Chaplain Dondi Costin has leaped from colonel to major general to become Air Force chief of chaplains at the Pentagon.
"It's simultaneously thrilling and terrifying because of the responsibility of leading an organization as large, diverse and important as the Air Force Chaplain Corps," Costin said in a Sept. 3 email to Air Force Times. "Mostly, though, it's humbling to consider the opportunity to partner with our extraordinary religious support teams who give so much to care for Airmen and their families across the globe."
Costin replaced Chaplain (Maj. Gen.) Howard Stendahl as chief of chaplains on Aug. 28. The U.S. Code allows the Air Force to promote a colonel to the two-star position if the one-star deputy chief of chaplains is retiring. The deputy, Brig. Gen. Bobby Page, is retiring effective Jan. 1, according to his Air Force biography.

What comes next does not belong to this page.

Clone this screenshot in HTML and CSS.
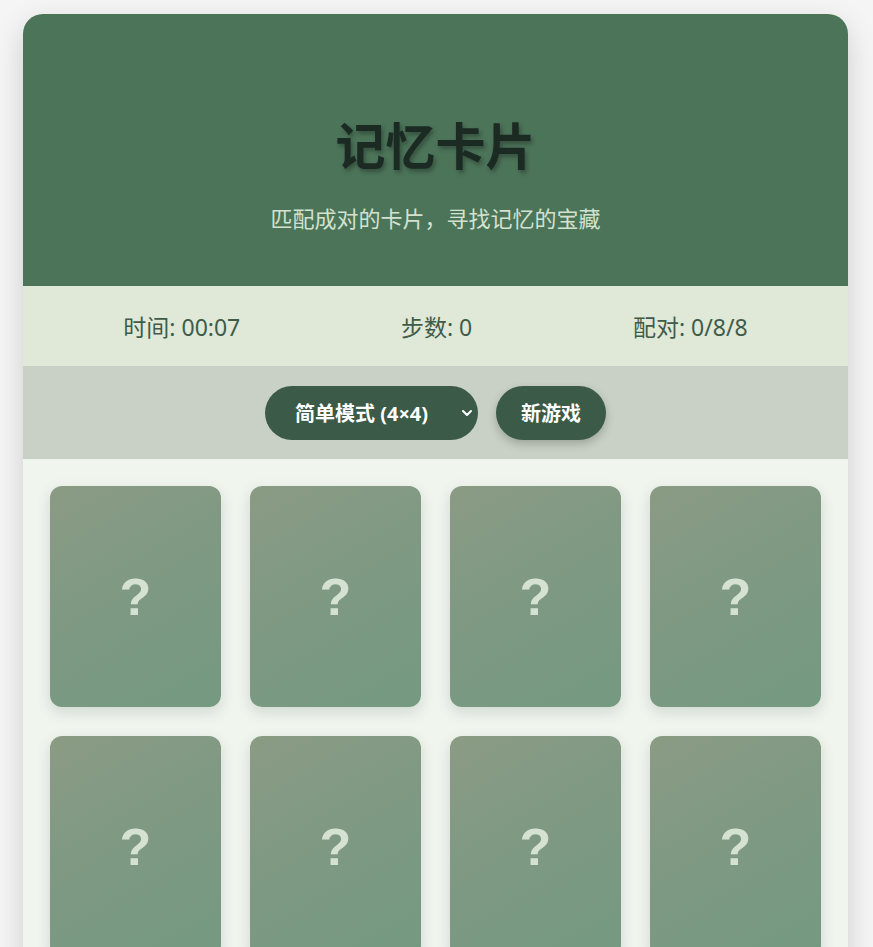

As Pacific Air Forces command chaplain, Costin, a Southern Baptist, was noted for his rousing invocations, according to The Honolulu Star-Advertiser. At the 2014 Air Force Ball, his invocation drew a standing ovation.
Costin told Air Force Times that he spends a lot of time understanding each ceremony's purpose and those being honored.
"Invocations aren't just ceremonial placeholders lingering from a bygone era," he said. "Rather, they are opportunities for us to 'invoke' God's blessing on the business at hand."
The Chaplain Corps is intended to serve all airmen, "not just those who attend chapel worship services on the weekends," Costin said. "Whenever and wherever we provide worship, liturgies and rites, those will be done with passion and excellence," he said. "But we also want to be present for those whose comprehensive fitness program does not include formal involvement in an on-base faith community."
Costin's second priority is ensuring the Chaplain Corps best advises leaders on how spiritual, religious, ethical, moral and resiliency issues affect their units. "The better we know a unit's airmen and their concerns, the better advice we can provide to their leadership," he said.
Of course, airmen enjoy the First Amendment protections, which include the freedom to have no religion at all, he said. "Every chaplain and chaplain assistant can tell you story after story of helping those with religious beliefs and those without," Costin said. "My message to all airmen is that the Chaplain Corps exists to support their fitness and resiliency any way we can."